How beginning writers read rejection letters. (This is for any lurking editors out there ;) )

What the letter says:

It’s a good flash piece, but in the end I decided to give it a pass. Thanks for thinking of us, and best of luck placing it elsewhere.

What the writer reads:

It’s a good flash piece, blah blah blah blah blah blah blah blah blah blah blah blah blah blah blah.

What the writer thinks:

GOOD! He said it was GOOD!! I’m on my way! I’m gonna be rich and famous any minute now! I should practice writing my name for all those people who are going to want my autograph!!

No, I haven’t given up!

  • Posted on November 20, 2005 at 1:50 am

Wow. It’s been more than two weeks since my last momento. I haven’t stopped writing though, it’s just that I’m working on *stories* instead of momentos, and not posting them here.

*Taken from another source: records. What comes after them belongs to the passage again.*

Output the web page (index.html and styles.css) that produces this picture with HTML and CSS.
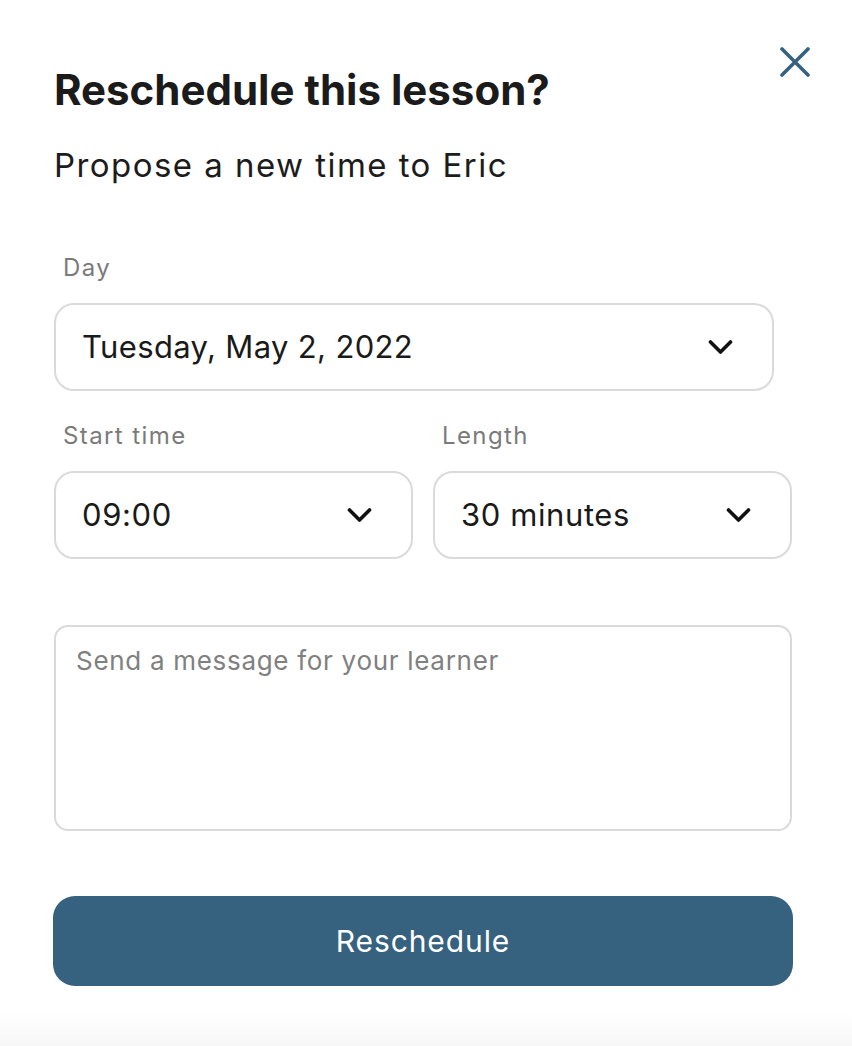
FILE: index.html
```html
<!DOCTYPE html>
<html lang="en">
<head>
<meta charset="utf-8">
<title>Reschedule this lesson?</title>
<link rel="stylesheet" href="styles.css">
</head>
<body>
<div class="dialog">
  <header class="header">
    <h1 class="title">Reschedule this lesson?</h1>
    <button class="close" aria-label="Close">
      <svg width="30" height="30" viewBox="0 0 30 30"><path d="M2 2 L28 28 M28 2 L2 28" fill="none" stroke="#36627f" stroke-width="3.6" stroke-linecap="round"/></svg>
    </button>
  </header>
  <p class="subtitle">Propose a new time to Eric</p>

  <div class="field day">
    <label class="label">Day</label>
    <div class="select select-day">
      <span class="value">Tuesday, May 2, 2022</span>
      <svg class="chev" width="25" height="16" viewBox="0 0 25 16"><polyline points="2.5,3 12.5,13 22.5,3" fill="none" stroke="#111" stroke-width="3.6" stroke-linecap="round" stroke-linejoin="round"/></svg>
    </div>
  </div>

  <div class="row">
    <div class="field">
      <label class="label">Start time</label>
      <div class="select">
        <span class="value">09:00</span>
        <svg class="chev" width="25" height="16" viewBox="0 0 25 16"><polyline points="2.5,3 12.5,13 22.5,3" fill="none" stroke="#111" stroke-width="3.6" stroke-linecap="round" stroke-linejoin="round"/></svg>
      </div>
    </div>
    <div class="field">
      <label class="label">Length</label>
      <div class="select">
        <span class="value">30 minutes</span>
        <svg class="chev" width="25" height="16" viewBox="0 0 25 16"><polyline points="2.5,3 12.5,13 22.5,3" fill="none" stroke="#111" stroke-width="3.6" stroke-linecap="round" stroke-linejoin="round"/></svg>
      </div>
    </div>
  </div>

  <div class="message">Send a message for your learner</div>

  <button class="submit">Reschedule</button>
</div>
</body>
</html>
```

FILE: styles.css
```css
* { box-sizing: border-box; }
html, body { margin: 0; padding: 0; }
body {
  width: 852px;
  height: 1046px;
  overflow: hidden;
  font-family: Inter, "Noto Sans", "Liberation Sans", sans-serif;
  color: #1c1c1c;
  background: linear-gradient(to bottom, #ffffff 0, #ffffff 1012px, #f7f7f7 1046px);
}
.dialog {
  padding-left: 54px;
  width: 852px;
}
.header {
  display: flex;
  justify-content: space-between;
  align-items: flex-start;
  width: 756px;
}
.title {
  margin: 66px 0 0;
  font-size: 42px;
  line-height: 48px;
  font-weight: 700;
  letter-spacing: 0;
  color: #1b1b1b;
}
.close {
  margin-top: 47px;
  padding: 0;
  border: 0;
  background: none;
  width: 30px;
  height: 30px;
  display: block;
}
.close svg { display: block; }
.subtitle {
  margin: 31px 0 0;
  font-size: 33px;
  line-height: 40px;
  font-weight: 400;
  letter-spacing: 1.45px;
  color: #1c1c1c;
}
.field { display: flex; flex-direction: column; }
.day { margin-top: 69px; }
.label {
  font-size: 24px;
  line-height: 28px;
  letter-spacing: 1.4px;
  color: #7a7a7a;
  padding-left: 9px;
  margin-bottom: 21px;
}
.select {
  height: 88px;
  border: 2px solid #dadada;
  border-radius: 20px;
  display: flex;
  align-items: center;
  justify-content: space-between;
  padding: 0 39px 0 26px;
  background: #fff;
}
.select-day { width: 720px; }
.value {
  font-size: 31px;
  line-height: 36px;
  color: #1a1a1a;
  letter-spacing: 0.6px;
}
.select-day .value { letter-spacing: 0.35px; }
.chev { display: block; }
.row {
  display: grid;
  grid-template-columns: 359px 359px;
  column-gap: 20px;
  margin-top: 31px;
}
.message {
  margin-top: 66px;
  width: 738px;
  height: 206px;
  border: 2px solid #dadada;
  border-radius: 14px;
  padding: 18px 20px;
  font-size: 26px;
  line-height: 32px;
  letter-spacing: 0.7px;
  color: #808080;
}
.submit {
  display: block;
  margin: 65px 0 0 -1px;
  width: 740px;
  height: 90px;
  border: 0;
  border-radius: 22px;
  background: #36627f;
  color: #fff;
  font-family: Inter, "Noto Sans", "Liberation Sans", sans-serif;
  font-size: 30px;
  font-weight: 400;
  letter-spacing: 0.9px;
}
```
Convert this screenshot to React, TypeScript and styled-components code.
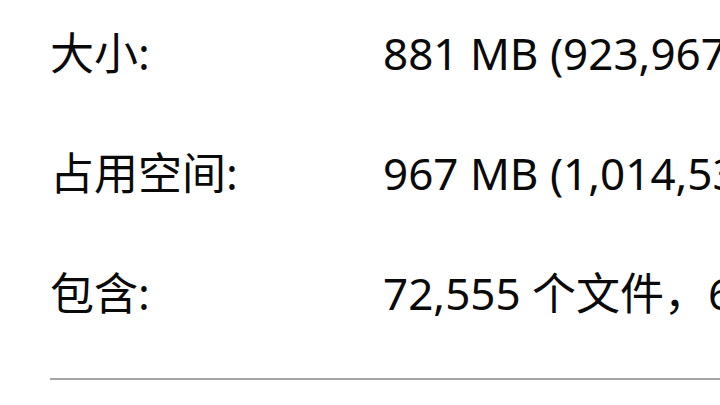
import styled, { createGlobalStyle } from "styled-components";

const GlobalStyle = createGlobalStyle`
  html, body {
    margin: 0;
    padding: 0;
    background: #ffffff;
    overflow: hidden;
  }
  body {
    width: 720px;
    height: 405px;
  }
`;

const Panel = styled.div`
  width: 720px;
  height: 405px;
  padding: 23px 0 0 50px;
  box-sizing: border-box;
  overflow: hidden;
  font-family: "Noto Sans", "Noto Sans CJK SC", sans-serif;
  font-size: 44px;
  color: #0a0a0a;
`;

const InfoGrid = styled.div`
  display: grid;
  grid-template-columns: 333px max-content;
  row-gap: 60px;
  line-height: 60px;
`;

const Label = styled.div`
  white-space: nowrap;
`;

const Value = styled.div`
  white-space: nowrap;
`;

const Divider = styled.div`
  margin-top: 55px;
  height: 2px;
  background: #a6a6a6;
`;

const rows = [
  { label: "大小:", value: "881 MB (923,967,325 字节)" },
  { label: "占用空间:", value: "967 MB (1,014,530,048 字节)" },
  { label: "包含:", value: "72,555 个文件，6,318 个文件夹" },
];

export default function App() {
  return (
    <>
      <GlobalStyle />
      <Panel>
        <InfoGrid>
          {rows.map((r) => [
            <Label key={r.label}>{r.label}</Label>,
            <Value key={r.label + "-v"}>{r.value}</Value>,
          ])}
        </InfoGrid>
        <Divider />
      </Panel>
    </>
  );
}
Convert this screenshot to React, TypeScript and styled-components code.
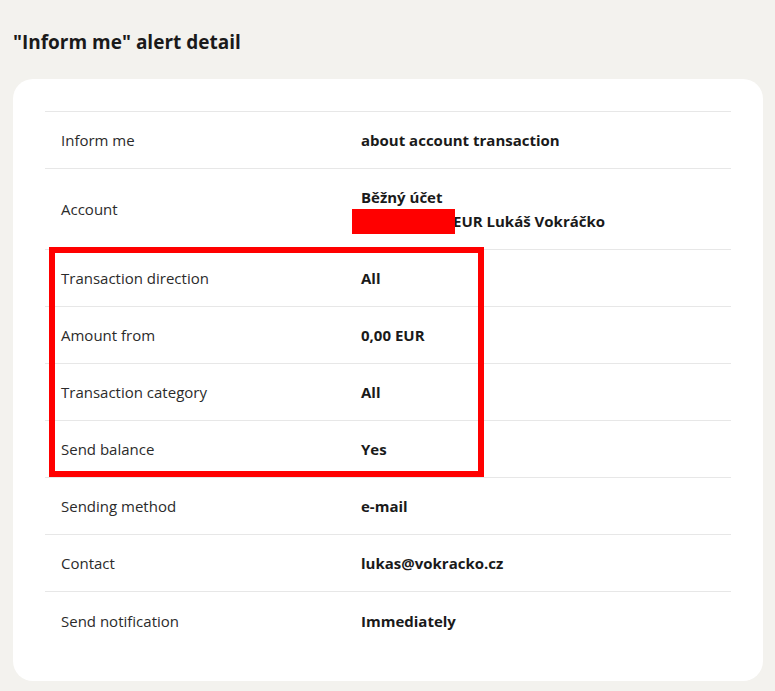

But one of the stories I’m working on *was* inspired by a photo on the “Tempest in a Teapot” blog, so I’ll post a snippet, just so the blog doesn’t look dead!

Introducing Momentos

  • Posted on September 30, 2005 at 10:59 pm

I’ve been wanting to get back to writing for a while now, even though I’ve never sold any of my fiction. Mostly because I rarely finish my fiction (there’s a reason, after all, that I call myself a “beginning writer”). I’ve started three novels, a screenplay, and several short stories, and have finished… well two short stories could be considered finished, I guess. If you squint a little and try real hard.